Seriously, do parents consent without being informed first? Why would schools even ask them to do that? I know it's more convenient for the teachers, but honestly, why are we ever asking people to do this? Isn't this the exact opposite of what we teach kids to do? Get information, then sign. Don't sign something just to go along with the crowd or to make things easier for somebody else.

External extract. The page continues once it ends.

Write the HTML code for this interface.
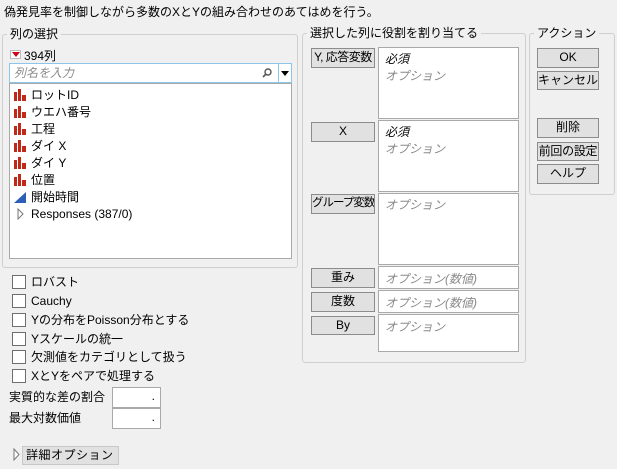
<!DOCTYPE html>
<html><head><meta charset="utf-8"><style>
*{box-sizing:border-box;margin:0;padding:0}
body{width:617px;height:469px;background:#f0f0f0;font-family:"Liberation Sans","Noto Sans CJK JP",sans-serif;font-size:12px;color:#000;position:relative;overflow:hidden}
.a{position:absolute;white-space:nowrap}
.grp{position:absolute;border:1px solid #cfcfcf;border-radius:3px}
.lbl{position:absolute;background:#f0f0f0;padding:0 3px;top:-10px;line-height:18px;white-space:nowrap}
.btn{position:absolute;background:#e1e1e1;border:1px solid #8c8c8c;text-align:center;line-height:17px;font-size:12px;white-space:nowrap;overflow:hidden}
.box{position:absolute;background:#fff;border:1px solid #a9a9a9}
.ph{color:#8a8a8a;font-style:italic;position:absolute;left:6px;white-space:nowrap}
.req{font-style:italic;position:absolute;left:6px;top:2px}
.cb{position:absolute;width:14px;height:14px;border:1px solid #6d6d6d;background:#fff}
.item{position:absolute;left:4px;height:17px;line-height:17px;white-space:nowrap}
.item svg{position:absolute;left:0;top:2px}
.item span{position:absolute;left:17px}
</style></head><body>
<div class="a" style="left:4px;top:4px;line-height:16px">偽発見率を制御しながら多数のXとYの組み合わせのあてはめを行う。</div>

<div class="grp" style="left:2px;top:34px;width:296px;height:234px">
<div class="lbl" style="left:4px">列の選択</div>
</div>
<div class="a" style="left:10px;top:50px;width:11px;height:9px;border:1px solid #bbb;background:#fff"></div>
<svg class="a" style="left:12px;top:52px" width="8" height="5"><path d="M0 0H8L4 5Z" fill="#d0021b"/></svg>
<div class="a" style="left:24px;top:47px;line-height:18px">394列</div>
<div class="a" style="left:9px;top:63px;width:283px;height:20px;background:#fff;border:1px solid #8cc6ea"></div>
<div class="a" style="left:14px;top:64px;line-height:18px;color:#8a8a8a;font-style:italic">列名を入力</div>
<svg class="a" style="left:262px;top:68px" width="10" height="10"><circle cx="6" cy="4" r="3" fill="none" stroke="#555" stroke-width="1.4"/><path d="M4 6L1 9" stroke="#555" stroke-width="1.6"/></svg>
<div class="a" style="left:278px;top:64px;width:1px;height:18px;background:#8cc6ea"></div>
<svg class="a" style="left:281px;top:71px" width="8" height="5"><path d="M0 0H8L4 5Z" fill="#000"/></svg>
<div class="a" style="left:9px;top:83px;width:283px;height:176px;background:#fff;border:1px solid #a9a9a9">
<div class="item" style="top:3px"><svg width="13" height="12"><rect x="0" y="3" width="3" height="9" fill="#c0281a"/><rect x="4" y="0" width="3" height="12" fill="#c0281a"/><rect x="8" y="6" width="4" height="6" fill="#c0281a"/></svg><span>ロットID</span></div>
<div class="item" style="top:20px"><svg width="13" height="12"><rect x="0" y="3" width="3" height="9" fill="#c0281a"/><rect x="4" y="0" width="3" height="12" fill="#c0281a"/><rect x="8" y="6" width="4" height="6" fill="#c0281a"/></svg><span>ウエハ番号</span></div>
<div class="item" style="top:37px"><svg width="13" height="12"><rect x="0" y="3" width="3" height="9" fill="#c0281a"/><rect x="4" y="0" width="3" height="12" fill="#c0281a"/><rect x="8" y="6" width="4" height="6" fill="#c0281a"/></svg><span>工程</span></div>
<div class="item" style="top:54px"><svg width="13" height="12"><rect x="0" y="3" width="3" height="9" fill="#c0281a"/><rect x="4" y="0" width="3" height="12" fill="#c0281a"/><rect x="8" y="6" width="4" height="6" fill="#c0281a"/></svg><span>ダイ X</span></div>
<div class="item" style="top:71px"><svg width="13" height="12"><rect x="0" y="3" width="3" height="9" fill="#c0281a"/><rect x="4" y="0" width="3" height="12" fill="#c0281a"/><rect x="8" y="6" width="4" height="6" fill="#c0281a"/></svg><span>ダイ Y</span></div>
<div class="item" style="top:88px"><svg width="13" height="12"><rect x="0" y="3" width="3" height="9" fill="#c0281a"/><rect x="4" y="0" width="3" height="12" fill="#c0281a"/><rect x="8" y="6" width="4" height="6" fill="#c0281a"/></svg><span>位置</span></div>
<div class="item" style="top:105px"><svg width="13" height="12"><path d="M0 12L12 1V12Z" fill="#2c5fb5"/></svg><span>開始時間</span></div>
<div class="item" style="top:122px"><svg width="13" height="12"><path d="M4 1L9 6L4 11Z" fill="#fff" stroke="#777"/></svg><span>Responses (387/0)</span></div>
</div>

<div class="grp" style="left:302px;top:33px;width:224px;height:330px">
<div class="lbl" style="left:4px">選択した列に役割を割り当てる</div>
</div>
<div class="btn" style="left:311px;top:48px;width:64px;height:20px;letter-spacing:-0.5px">Y, 応答変数</div>
<div class="box" style="left:378px;top:47px;width:141px;height:72px"><div class="req">必須</div><div class="ph" style="top:19px">オプション</div></div>
<div class="btn" style="left:311px;top:122px;width:64px;height:20px">X</div>
<div class="box" style="left:378px;top:120px;width:141px;height:72px"><div class="req">必須</div><div class="ph" style="top:19px">オプション</div></div>
<div class="btn" style="left:311px;top:194px;width:64px;height:20px;letter-spacing:-1px;font-size:11.5px">グループ変数</div>
<div class="box" style="left:378px;top:193px;width:141px;height:72px"><div class="ph" style="top:2px">オプション</div></div>
<div class="btn" style="left:311px;top:268px;width:64px;height:20px">重み</div>
<div class="box" style="left:378px;top:266px;width:141px;height:23px"><div class="ph" style="top:3px">オプション(数値)</div></div>
<div class="btn" style="left:311px;top:292px;width:64px;height:20px">度数</div>
<div class="box" style="left:378px;top:290px;width:141px;height:23px"><div class="ph" style="top:3px">オプション(数値)</div></div>
<div class="btn" style="left:311px;top:316px;width:64px;height:19px">By</div>
<div class="box" style="left:378px;top:314px;width:141px;height:38px"><div class="ph" style="top:3px">オプション</div></div>

<div class="grp" style="left:529px;top:33px;width:86px;height:162px">
<div class="lbl" style="left:4px">アクション</div>
</div>
<div class="btn" style="left:537px;top:48px;width:62px;height:20px">OK</div>
<div class="btn" style="left:537px;top:71px;width:62px;height:19px">キャンセル</div>
<div class="btn" style="left:537px;top:118px;width:62px;height:20px">削除</div>
<div class="btn" style="left:537px;top:142px;width:62px;height:19px;letter-spacing:-0.3px">前回の設定</div>
<div class="btn" style="left:537px;top:164px;width:62px;height:20px">ヘルプ</div>

<div class="cb" style="left:12px;top:275px"></div><div class="a" style="left:31px;top:274px;line-height:16px">ロバスト</div>
<div class="cb" style="left:12px;top:294px"></div><div class="a" style="left:31px;top:293px;line-height:16px">Cauchy</div>
<div class="cb" style="left:12px;top:313px"></div><div class="a" style="left:31px;top:312px;line-height:16px">Yの分布をPoisson分布とする</div>
<div class="cb" style="left:12px;top:332px"></div><div class="a" style="left:31px;top:331px;line-height:16px">Yスケールの統一</div>
<div class="cb" style="left:12px;top:350px"></div><div class="a" style="left:31px;top:349px;line-height:16px">欠測値をカテゴリとして扱う</div>
<div class="cb" style="left:12px;top:369px"></div><div class="a" style="left:31px;top:368px;line-height:16px">XとYをペアで処理する</div>

<div class="a" style="left:9px;top:389px;line-height:16px">実質的な差の割合</div>
<div class="box" style="left:112px;top:387px;width:49px;height:21px"><span class="a" style="right:5px;top:1px">.</span></div>
<div class="a" style="left:9px;top:410px;line-height:16px">最大対数価値</div>
<div class="box" style="left:112px;top:408px;width:49px;height:21px"><span class="a" style="right:5px;top:1px">.</span></div>

<svg class="a" style="left:13px;top:448px" width="8" height="13"><path d="M1 1L6 6.5L1 12Z" fill="#fff" stroke="#777"/></svg>
<div class="a" style="left:22px;top:446px;width:97px;height:19px;background:#e1e1e1;border:1px solid #c8c8c8;line-height:17px;padding-left:3px;letter-spacing:0.5px">詳細オプション</div>
</body></html>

Ok, now the good stuff. I'll gloss over the part where on Fridays, Spanish class replaces recess (!?!) and focus on the part where Ms. Callis truly does seem frustrated that the focus on SOLs has made rest time, free play, and outdoor play rare. As mentioned before, Griff LOVES school with all of its worksheets and routines. Last week the student teacher in his classroom (Ms. Sexton) excitedly showed me his artwork in the hall. He had already shown me a pattern he had made (the child loves patterns) and told me it was an ABAB pattern and what he would need to do to make it an ABC pattern or ABCD pattern...she seemed floored that he remembered the pattern names. Last night she happily showed me the ice cream cone he created as part of a class project to make a graph of sorts showing the favorite flavors of the kids. There were columns for chocolate, vanilla, mint chip, and "other" - and there was Griff's "other" - black raspberry ice cream and orange sherbet on a chocolate-dipped cone, with sprinkles. On Monday during carpool pickup, a classroom aide, Ms. Faulks, stopped me to gush about how much she enjoys him. I cannot ever hear that enough! Just like I always loved hearing Sabot teachers talk about how sunny he seems, I'm so happy for him that his teachers in his new school seem to think that he is a bright, friendly, responsible, and happy kid.
...and now I'm out of time and need to pick Reese up from Sabot. Will update on that later.